- _Stored data_:
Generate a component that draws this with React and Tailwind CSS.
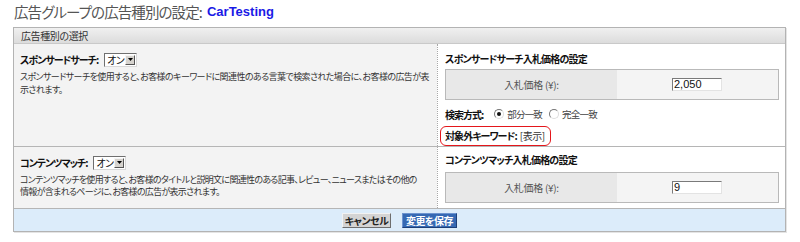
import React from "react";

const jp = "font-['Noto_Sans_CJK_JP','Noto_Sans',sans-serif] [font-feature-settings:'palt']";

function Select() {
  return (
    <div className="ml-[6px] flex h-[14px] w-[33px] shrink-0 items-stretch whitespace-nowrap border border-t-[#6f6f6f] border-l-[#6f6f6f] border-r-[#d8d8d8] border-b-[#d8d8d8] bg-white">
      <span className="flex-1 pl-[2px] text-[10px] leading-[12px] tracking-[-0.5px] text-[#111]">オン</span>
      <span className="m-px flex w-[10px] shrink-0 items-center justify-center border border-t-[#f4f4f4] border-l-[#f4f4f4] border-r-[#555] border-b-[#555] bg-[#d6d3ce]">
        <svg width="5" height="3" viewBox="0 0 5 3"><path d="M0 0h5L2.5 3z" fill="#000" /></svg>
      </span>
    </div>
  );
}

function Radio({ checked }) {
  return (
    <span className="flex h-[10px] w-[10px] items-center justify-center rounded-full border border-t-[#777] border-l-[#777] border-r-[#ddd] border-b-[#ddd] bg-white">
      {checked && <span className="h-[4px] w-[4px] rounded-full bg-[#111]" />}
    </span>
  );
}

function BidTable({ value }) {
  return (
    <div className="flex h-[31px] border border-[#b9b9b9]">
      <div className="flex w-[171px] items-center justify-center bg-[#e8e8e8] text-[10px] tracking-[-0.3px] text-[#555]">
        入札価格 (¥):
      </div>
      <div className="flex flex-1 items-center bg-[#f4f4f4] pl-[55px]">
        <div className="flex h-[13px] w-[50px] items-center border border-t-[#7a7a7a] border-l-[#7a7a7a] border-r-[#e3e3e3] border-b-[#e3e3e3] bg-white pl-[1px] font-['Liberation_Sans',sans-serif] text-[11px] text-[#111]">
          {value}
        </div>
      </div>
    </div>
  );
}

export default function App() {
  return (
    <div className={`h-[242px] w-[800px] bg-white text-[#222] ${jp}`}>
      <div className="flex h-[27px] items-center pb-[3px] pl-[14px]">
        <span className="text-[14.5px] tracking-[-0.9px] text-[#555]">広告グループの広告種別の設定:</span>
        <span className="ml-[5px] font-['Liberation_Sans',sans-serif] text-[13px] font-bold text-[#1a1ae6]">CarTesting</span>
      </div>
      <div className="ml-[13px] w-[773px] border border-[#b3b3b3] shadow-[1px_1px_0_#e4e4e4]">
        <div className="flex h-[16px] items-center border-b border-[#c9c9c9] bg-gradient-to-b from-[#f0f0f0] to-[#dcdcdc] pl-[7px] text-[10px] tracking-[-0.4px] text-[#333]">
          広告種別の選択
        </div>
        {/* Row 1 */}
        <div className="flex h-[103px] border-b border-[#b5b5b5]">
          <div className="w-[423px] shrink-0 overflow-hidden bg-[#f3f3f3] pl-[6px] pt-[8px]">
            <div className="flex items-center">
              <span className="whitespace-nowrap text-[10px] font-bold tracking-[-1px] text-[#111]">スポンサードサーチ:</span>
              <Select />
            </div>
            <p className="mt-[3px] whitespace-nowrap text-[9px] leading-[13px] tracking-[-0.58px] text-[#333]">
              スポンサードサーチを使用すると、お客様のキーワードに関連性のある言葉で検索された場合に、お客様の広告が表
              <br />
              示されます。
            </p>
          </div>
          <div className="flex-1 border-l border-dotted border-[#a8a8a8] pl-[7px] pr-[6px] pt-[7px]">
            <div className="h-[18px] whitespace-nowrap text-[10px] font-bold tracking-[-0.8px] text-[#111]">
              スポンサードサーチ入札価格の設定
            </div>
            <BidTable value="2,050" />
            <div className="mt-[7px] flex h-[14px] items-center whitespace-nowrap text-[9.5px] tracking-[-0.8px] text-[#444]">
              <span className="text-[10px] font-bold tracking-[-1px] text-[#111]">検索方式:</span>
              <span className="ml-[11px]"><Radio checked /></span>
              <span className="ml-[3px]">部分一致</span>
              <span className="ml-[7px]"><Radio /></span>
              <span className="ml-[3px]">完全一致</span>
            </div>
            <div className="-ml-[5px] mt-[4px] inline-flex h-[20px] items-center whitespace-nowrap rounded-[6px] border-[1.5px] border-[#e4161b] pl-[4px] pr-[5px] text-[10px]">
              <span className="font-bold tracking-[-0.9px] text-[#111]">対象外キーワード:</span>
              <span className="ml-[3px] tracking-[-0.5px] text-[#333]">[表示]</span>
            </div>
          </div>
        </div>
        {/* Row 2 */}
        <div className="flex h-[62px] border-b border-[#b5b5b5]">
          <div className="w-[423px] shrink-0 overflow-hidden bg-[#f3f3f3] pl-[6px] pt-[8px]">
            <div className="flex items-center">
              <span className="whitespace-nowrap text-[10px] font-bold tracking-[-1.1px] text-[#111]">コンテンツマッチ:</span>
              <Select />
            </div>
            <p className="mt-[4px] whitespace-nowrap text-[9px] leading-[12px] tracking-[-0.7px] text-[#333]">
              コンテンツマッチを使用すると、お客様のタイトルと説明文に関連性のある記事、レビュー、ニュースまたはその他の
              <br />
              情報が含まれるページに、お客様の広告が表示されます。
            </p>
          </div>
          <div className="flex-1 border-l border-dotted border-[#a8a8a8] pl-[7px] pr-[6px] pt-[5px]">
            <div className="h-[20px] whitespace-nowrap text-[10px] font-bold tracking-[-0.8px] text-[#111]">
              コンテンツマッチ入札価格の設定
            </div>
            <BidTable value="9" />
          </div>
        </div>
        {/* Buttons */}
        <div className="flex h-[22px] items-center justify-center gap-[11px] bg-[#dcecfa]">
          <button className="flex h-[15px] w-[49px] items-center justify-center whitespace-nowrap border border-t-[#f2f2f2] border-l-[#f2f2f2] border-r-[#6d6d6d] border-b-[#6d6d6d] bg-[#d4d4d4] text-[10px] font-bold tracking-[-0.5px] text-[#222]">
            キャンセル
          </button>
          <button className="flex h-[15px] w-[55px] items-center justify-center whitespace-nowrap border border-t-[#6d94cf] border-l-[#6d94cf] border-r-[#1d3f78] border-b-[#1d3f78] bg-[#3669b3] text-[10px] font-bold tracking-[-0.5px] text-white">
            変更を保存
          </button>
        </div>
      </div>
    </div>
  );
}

- _What you should do_:
Would you return the data exactly as written, without the pictures?

- _Task solution_:
Generate a component that draws this with React and Tailwind CSS.
import React from "react";

const jp = "font-['Noto_Sans_CJK_JP','Noto_Sans',sans-serif] [font-feature-settings:'palt']";

function Select() {
  return (
    <div className="ml-[6px] flex h-[14px] w-[33px] shrink-0 items-stretch whitespace-nowrap border border-t-[#6f6f6f] border-l-[#6f6f6f] border-r-[#d8d8d8] border-b-[#d8d8d8] bg-white">
      <span className="flex-1 pl-[2px] text-[10px] leading-[12px] tracking-[-0.5px] text-[#111]">オン</span>
      <span className="m-px flex w-[10px] shrink-0 items-center justify-center border border-t-[#f4f4f4] border-l-[#f4f4f4] border-r-[#555] border-b-[#555] bg-[#d6d3ce]">
        <svg width="5" height="3" viewBox="0 0 5 3"><path d="M0 0h5L2.5 3z" fill="#000" /></svg>
      </span>
    </div>
  );
}

function Radio({ checked }) {
  return (
    <span className="flex h-[10px] w-[10px] items-center justify-center rounded-full border border-t-[#777] border-l-[#777] border-r-[#ddd] border-b-[#ddd] bg-white">
      {checked && <span className="h-[4px] w-[4px] rounded-full bg-[#111]" />}
    </span>
  );
}

function BidTable({ value }) {
  return (
    <div className="flex h-[31px] border border-[#b9b9b9]">
      <div className="flex w-[171px] items-center justify-center bg-[#e8e8e8] text-[10px] tracking-[-0.3px] text-[#555]">
        入札価格 (¥):
      </div>
      <div className="flex flex-1 items-center bg-[#f4f4f4] pl-[55px]">
        <div className="flex h-[13px] w-[50px] items-center border border-t-[#7a7a7a] border-l-[#7a7a7a] border-r-[#e3e3e3] border-b-[#e3e3e3] bg-white pl-[1px] font-['Liberation_Sans',sans-serif] text-[11px] text-[#111]">
          {value}
        </div>
      </div>
    </div>
  );
}

export default function App() {
  return (
    <div className={`h-[242px] w-[800px] bg-white text-[#222] ${jp}`}>
      <div className="flex h-[27px] items-center pb-[3px] pl-[14px]">
        <span className="text-[14.5px] tracking-[-0.9px] text-[#555]">広告グループの広告種別の設定:</span>
        <span className="ml-[5px] font-['Liberation_Sans',sans-serif] text-[13px] font-bold text-[#1a1ae6]">CarTesting</span>
      </div>
      <div className="ml-[13px] w-[773px] border border-[#b3b3b3] shadow-[1px_1px_0_#e4e4e4]">
        <div className="flex h-[16px] items-center border-b border-[#c9c9c9] bg-gradient-to-b from-[#f0f0f0] to-[#dcdcdc] pl-[7px] text-[10px] tracking-[-0.4px] text-[#333]">
          広告種別の選択
        </div>
        {/* Row 1 */}
        <div className="flex h-[103px] border-b border-[#b5b5b5]">
          <div className="w-[423px] shrink-0 overflow-hidden bg-[#f3f3f3] pl-[6px] pt-[8px]">
            <div className="flex items-center">
              <span className="whitespace-nowrap text-[10px] font-bold tracking-[-1px] text-[#111]">スポンサードサーチ:</span>
              <Select />
            </div>
            <p className="mt-[3px] whitespace-nowrap text-[9px] leading-[13px] tracking-[-0.58px] text-[#333]">
              スポンサードサーチを使用すると、お客様のキーワードに関連性のある言葉で検索された場合に、お客様の広告が表
              <br />
              示されます。
            </p>
          </div>
          <div className="flex-1 border-l border-dotted border-[#a8a8a8] pl-[7px] pr-[6px] pt-[7px]">
            <div className="h-[18px] whitespace-nowrap text-[10px] font-bold tracking-[-0.8px] text-[#111]">
              スポンサードサーチ入札価格の設定
            </div>
            <BidTable value="2,050" />
            <div className="mt-[7px] flex h-[14px] items-center whitespace-nowrap text-[9.5px] tracking-[-0.8px] text-[#444]">
              <span className="text-[10px] font-bold tracking-[-1px] text-[#111]">検索方式:</span>
              <span className="ml-[11px]"><Radio checked /></span>
              <span className="ml-[3px]">部分一致</span>
              <span className="ml-[7px]"><Radio /></span>
              <span className="ml-[3px]">完全一致</span>
            </div>
            <div className="-ml-[5px] mt-[4px] inline-flex h-[20px] items-center whitespace-nowrap rounded-[6px] border-[1.5px] border-[#e4161b] pl-[4px] pr-[5px] text-[10px]">
              <span className="font-bold tracking-[-0.9px] text-[#111]">対象外キーワード:</span>
              <span className="ml-[3px] tracking-[-0.5px] text-[#333]">[表示]</span>
            </div>
          </div>
        </div>
        {/* Row 2 */}
        <div className="flex h-[62px] border-b border-[#b5b5b5]">
          <div className="w-[423px] shrink-0 overflow-hidden bg-[#f3f3f3] pl-[6px] pt-[8px]">
            <div className="flex items-center">
              <span className="whitespace-nowrap text-[10px] font-bold tracking-[-1.1px] text-[#111]">コンテンツマッチ:</span>
              <Select />
            </div>
            <p className="mt-[4px] whitespace-nowrap text-[9px] leading-[12px] tracking-[-0.7px] text-[#333]">
              コンテンツマッチを使用すると、お客様のタイトルと説明文に関連性のある記事、レビュー、ニュースまたはその他の
              <br />
              情報が含まれるページに、お客様の広告が表示されます。
            </p>
          </div>
          <div className="flex-1 border-l border-dotted border-[#a8a8a8] pl-[7px] pr-[6px] pt-[5px]">
            <div className="h-[20px] whitespace-nowrap text-[10px] font-bold tracking-[-0.8px] text-[#111]">
              コンテンツマッチ入札価格の設定
            </div>
            <BidTable value="9" />
          </div>
        </div>
        {/* Buttons */}
        <div className="flex h-[22px] items-center justify-center gap-[11px] bg-[#dcecfa]">
          <button className="flex h-[15px] w-[49px] items-center justify-center whitespace-nowrap border border-t-[#f2f2f2] border-l-[#f2f2f2] border-r-[#6d6d6d] border-b-[#6d6d6d] bg-[#d4d4d4] text-[10px] font-bold tracking-[-0.5px] text-[#222]">
            キャンセル
          </button>
          <button className="flex h-[15px] w-[55px] items-center justify-center whitespace-nowrap border border-t-[#6d94cf] border-l-[#6d94cf] border-r-[#1d3f78] border-b-[#1d3f78] bg-[#3669b3] text-[10px] font-bold tracking-[-0.5px] text-white">
            変更を保存
          </button>
        </div>
      </div>
    </div>
  );
}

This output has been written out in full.